67.  In summary, I agree with the respondent's submission that all of this supports the proposition that the Minister is entitled to demand a different standard of "good character" to satisfy s. (1)(b) of the 1956 Act, and that there is no inconsistency arising where someone is of sufficiently good character to be a long-term resident, but not a citizen. The fact that somebody is considered of sufficiently good character to warrant long-term residency does not require a result whereby that person must also automatically be deemed of sufficiently good character to warrant being conferred with Irish citizenship. In the circumstances I consider that the trial judge was entirely correct in concluding the appellant should not succeed on this argument.

Conclusion

68.  In summary, for the reasons explained in this judgment, I reject the appeal of the appellant on all grounds.
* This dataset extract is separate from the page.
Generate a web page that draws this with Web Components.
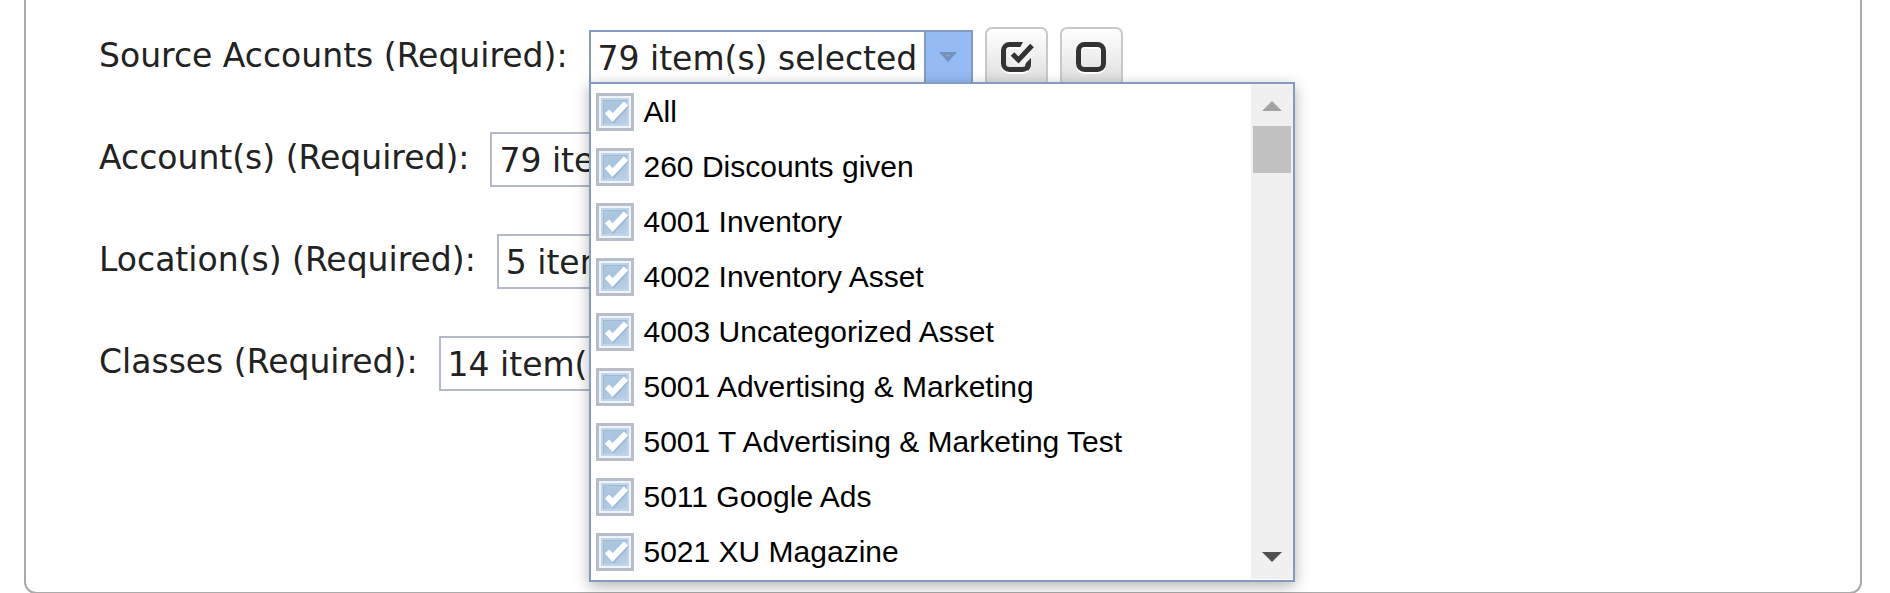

69.  The respondent having been entirely successful on the appeal is presumptively entitled to her costs.  With the usual caveat that this might increase the burden of costs, if the appellant wishes to contend for any other order, I will allow until 27 January 2025 for her to file and serve a short written submission - limited to 1,500 words; in which event the respondent will have fourteen days within which to respond.

70.  As this judgment is being delivered electronically, Whelan J and Binchy J have authorised me to say that they agree with it and with the orders proposed.